I longed to win something. So I tap-danced and poked my tongue out in concentration as I swooped my tiny majorette stick in a figure of eight shape and I strutted my stuff when it came to the final category; ‘Miss Strutteze’. I held my head high on the stage and clip clopped round in a circle in my white tap shoes and black leotard. In that moment I wanted the prize not only for myself but also for my parents who were in the audience. I wanted to show them I was capable of being good at something.
I could almost feel that sash being placed over my head.
It wasn’t to be. My neighbour; the pretty, sallow skinned, full of confidence girl next door won it. I remember watching as the sash was placed over her head, billowing in the breeze from the air conditioning as she glanced over at me with what felt like a smug grin.
I later moved on to Irish dancing. The small stout teacher who used to whack the backs of my legs with a cane to get me to jump higher seemed impressed initially. That was until my sister joined a few weeks later and the teacher announced; ‘wow and I thought you were the good one.’
It didn’t stop me entering competitions; a mix of sibling rivalry and a focus for my early teenage energy. I gave it everything in those competitions but never won anything. I secretly felt devastated. Internally the seed was sown; I’m just not good enough. Now, I can see that it’s not about the winning but 13 year old me would not understand that.
The high school disco was where I think the real damage occurred although funnily enough it wasn’t to do with my actual dancing. A friend paired me up with the ‘cool’ guy in our year. I couldn’t believe that he wanted (or was willing) to dance with me. We were doing a sort of slow awkward dance like 14 year olds do. Another ‘cool’ guy danced past us and shouted whilst glaring at me; ‘what are you doing with her?’
I still can feel the shame, the tightening of my stomach muscles as I feared being rejected right there on the dance floor. The guy I was dancing with seemed to shrug it off however the comment played over and over in my mind- what was he doing dancing with me? I wasn’t worthy and everyone else seemed to know it.
It was only recently after a friend posted a video of herself dancing beautifully free and unselfconsciously on Instagram that I began to question why I don’t dance anymore. I guess not going out clubbing and using alcohol to lower my inhibitions plays a huge part. Sometimes for my son’s sake I’ve bounced around the living-room with him- kids don’t care how we dance. But I’ve never enjoyed the relaxing and releasing freedom of dancing just for me.

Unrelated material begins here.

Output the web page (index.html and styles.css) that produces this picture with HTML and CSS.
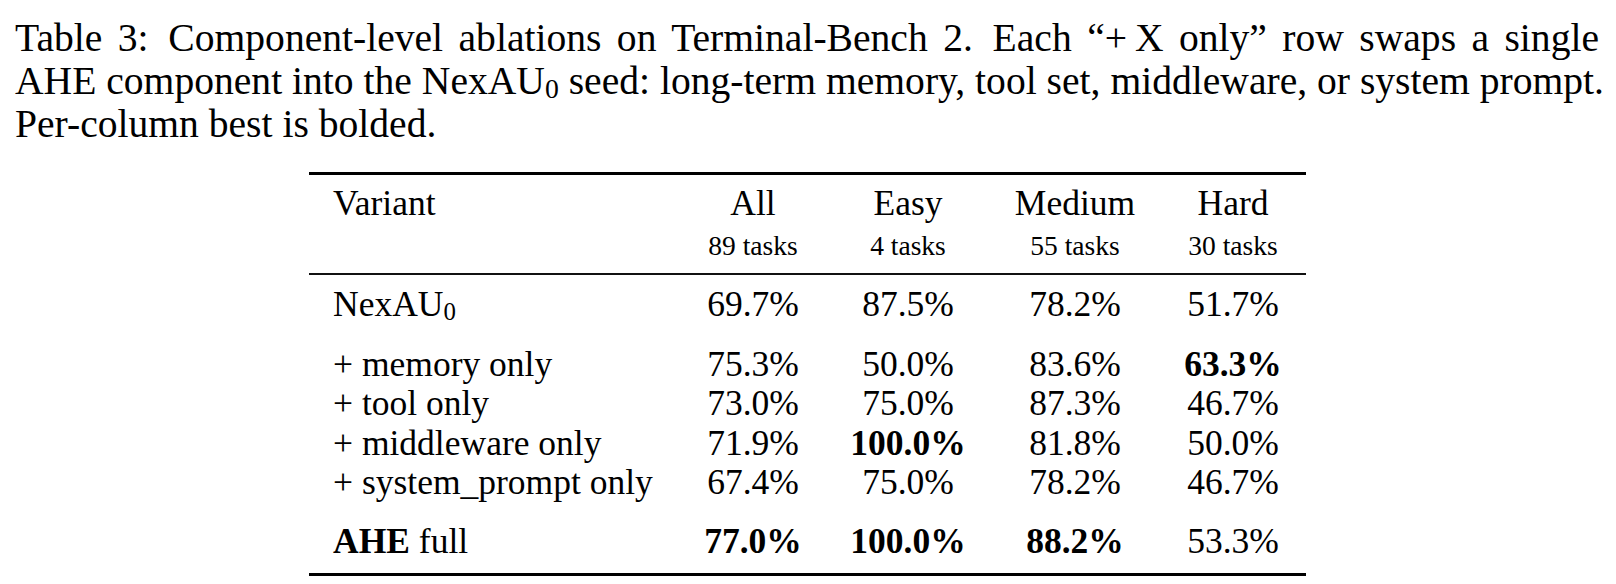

It seems I’m not alone in how I feel as many women (and men) I’ve spoken to have shared their stories of being humiliated creatively in their childhood. So why do we allow those meaningless comments to limit and define us? How many times have we stopped doing something, especially something creative that we have enjoyed because of someone else’s criticism? It made me feel sad and angry too.
I decided to take action.
Every day I’ve been putting music in my bedroom and I’ve been dancing. It was awkward as hell the first few times, I felt like I was 14 again, rigid and robotic. I judged, condoned and criticised myself. But then slowly, surely it’s become easier, I have loosened up and it’s felt fun.
Here are some steps you can try;
- Find a track that gets you moving your body (like Rara Avis Footsteps, Deva Premal Gayatri Mantra or Krishna Dass Rama Bolo).
- Close your eyes and allow yourself to feel the music- move with it.
- Allow any self- critical or ‘this is silly’ thoughts to pass by. Say ‘thanks for sharing that,’ and carry on.
- Let your arms and hands move freely. Loosen and swing your hips.
- You may feel like laughing uncontrollably at the apparent absurdity of dancing alone- if so have a good giggle! It’s a great release!
- If you feel a strong emotion rise, let it. If its sadness have a cry. Try doing a self- comforting hug dance!
- Let out any anger you may feel at those comments which have held you back and dance it out to a faster beat. (Such as Born Slippy by Underworld)
Dancing can remain something that’s just for you, a way to get back in touch with your feelings, your body and your emotions.
This goes for any sort of creative endeavour you have not allowed yourself to do out of fear like drawing, acting, singing or writing. Start off doing these things in the safety of your own home and then slowly let others see you (if you want them to). It can be transformative and healing.
We can’t allow those past throwaway comments to define who we are or to crush our spirit. How many people have never tried again out of fear? How many people have gone to their graves without picking up a paintbrush again or let themselves dance freely or step back up onto a stage?
I’d recommend putting on some music, some paints or a journal and see where it takes you. It may lead you back to parts of yourself you long abandoned, to that little kid who is jumping for joy that you’ve came back.